_To be done_
Quote the listing below in its entirety, omitting every image.

# Start of Material

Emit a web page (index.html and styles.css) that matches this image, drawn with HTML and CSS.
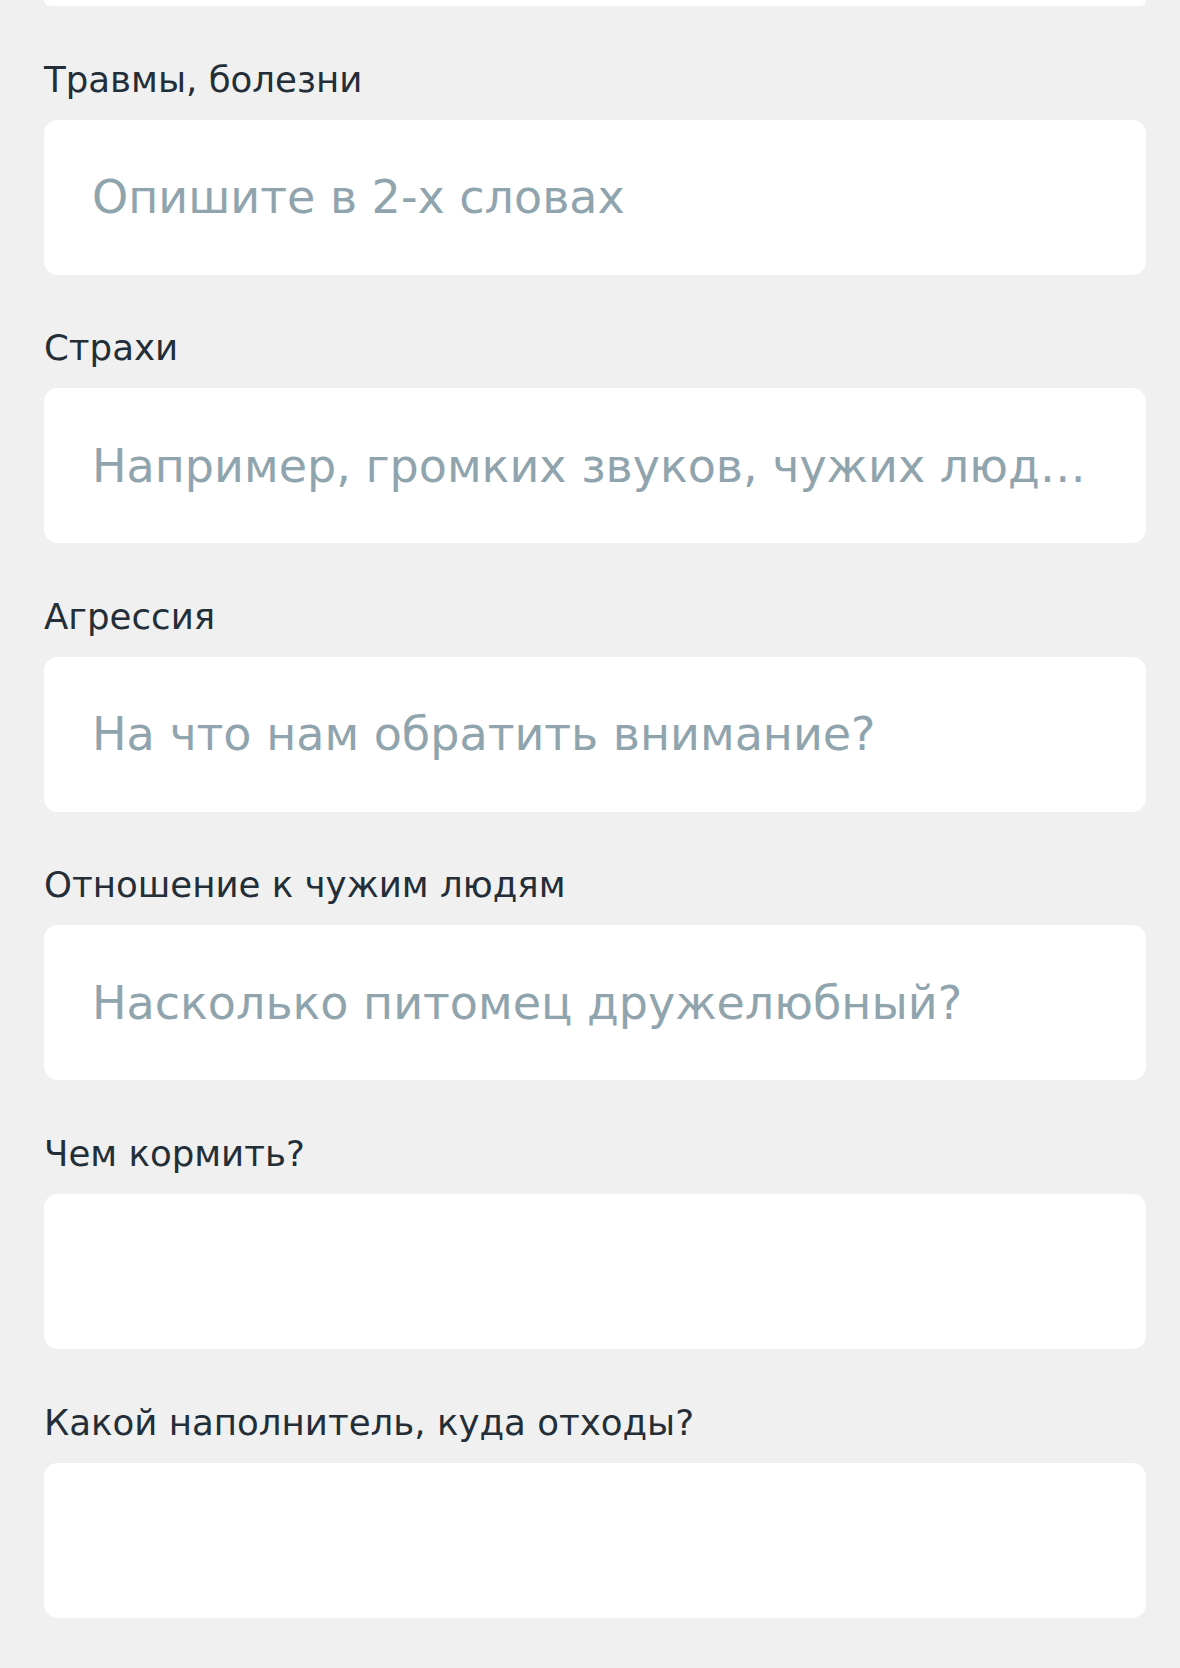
FILE: index.html
```html
<!DOCTYPE html>
<html lang="ru">

<head>
    <meta charset="UTF-8">
    <meta name="viewport" content="width=device-width, initial-scale=1.0">
    <title>Анкета питомца</title>
    <link rel="stylesheet" href="styles.css">
</head>

<body>
    <form id="pet-form">
        <!-- previous field, scrolled out of view -->
        <div class="field-tail"></div>

        <div class="form-group">
            <label for="injuries">Травмы, болезни</label>
            <input type="text" id="injuries" name="injuries" placeholder="Опишите в 2-х словах">
        </div>
        <div class="form-group">
            <label for="fears">Страхи</label>
            <input type="text" id="fears" name="fears" placeholder="Например, громких звуков, чужих людей">
        </div>
        <div class="form-group">
            <label for="aggression">Агрессия</label>
            <input type="text" id="aggression" name="aggression" placeholder="На что нам обратить внимание?">
        </div>
        <div class="form-group">
            <label for="strangers">Отношение к чужим людям</label>
            <input type="text" id="strangers" name="strangers" placeholder="Насколько питомец дружелюбный?">
        </div>
        <div class="form-group">
            <label for="food">Чем кормить?</label>
            <input type="text" id="food" name="food">
        </div>
        <div class="form-group">
            <label for="litter">Какой наполнитель, куда отходы?</label>
            <input type="text" id="litter" name="litter">
        </div>
    </form>
</body>

</html>
```

FILE: styles.css
```css
body {
    font-family: "DejaVu Sans", Verdana, sans-serif;
    background-color: #f0f0f0;
    margin: 0;
}

#pet-form {
    display: flex;
    flex-direction: column;
    gap: 52.6px;
    padding: 0 34px 0 44px;
}

.field-tail {
    height: 6px;
    background-color: #fff;
    border-radius: 0 0 14px 14px;
}

.form-group {
    display: flex;
    flex-direction: column;
    gap: 19px;
}

.form-group label {
    display: block;
    font-size: 35.6px;
    line-height: 42px;
    color: #232e38;
}

.form-group input {
    box-sizing: border-box;
    width: 100%;
    height: 155px;
    padding: 0 56px 0 48px;
    font-family: inherit;
    font-size: 46px;
    color: #232e38;
    background-color: #fff;
    border: none;
    border-radius: 14px;
    outline: none;
    text-overflow: ellipsis;
}

.form-group input::placeholder {
    color: #90a4ae;
    opacity: 1;
}
```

# End of Material

_The result_
Emit a web page (index.html and styles.css) that matches this image, drawn with HTML and CSS.
FILE: index.html
```html
<!DOCTYPE html>
<html lang="ru">

<head>
    <meta charset="UTF-8">
    <meta name="viewport" content="width=device-width, initial-scale=1.0">
    <title>Анкета питомца</title>
    <link rel="stylesheet" href="styles.css">
</head>

<body>
    <form id="pet-form">
        <!-- previous field, scrolled out of view -->
        <div class="field-tail"></div>

        <div class="form-group">
            <label for="injuries">Травмы, болезни</label>
            <input type="text" id="injuries" name="injuries" placeholder="Опишите в 2-х словах">
        </div>
        <div class="form-group">
            <label for="fears">Страхи</label>
            <input type="text" id="fears" name="fears" placeholder="Например, громких звуков, чужих людей">
        </div>
        <div class="form-group">
            <label for="aggression">Агрессия</label>
            <input type="text" id="aggression" name="aggression" placeholder="На что нам обратить внимание?">
        </div>
        <div class="form-group">
            <label for="strangers">Отношение к чужим людям</label>
            <input type="text" id="strangers" name="strangers" placeholder="Насколько питомец дружелюбный?">
        </div>
        <div class="form-group">
            <label for="food">Чем кормить?</label>
            <input type="text" id="food" name="food">
        </div>
        <div class="form-group">
            <label for="litter">Какой наполнитель, куда отходы?</label>
            <input type="text" id="litter" name="litter">
        </div>
    </form>
</body>

</html>
```

FILE: styles.css
```css
body {
    font-family: "DejaVu Sans", Verdana, sans-serif;
    background-color: #f0f0f0;
    margin: 0;
}

#pet-form {
    display: flex;
    flex-direction: column;
    gap: 52.6px;
    padding: 0 34px 0 44px;
}

.field-tail {
    height: 6px;
    background-color: #fff;
    border-radius: 0 0 14px 14px;
}

.form-group {
    display: flex;
    flex-direction: column;
    gap: 19px;
}

.form-group label {
    display: block;
    font-size: 35.6px;
    line-height: 42px;
    color: #232e38;
}

.form-group input {
    box-sizing: border-box;
    width: 100%;
    height: 155px;
    padding: 0 56px 0 48px;
    font-family: inherit;
    font-size: 46px;
    color: #232e38;
    background-color: #fff;
    border: none;
    border-radius: 14px;
    outline: none;
    text-overflow: ellipsis;
}

.form-group input::placeholder {
    color: #90a4ae;
    opacity: 1;
}
```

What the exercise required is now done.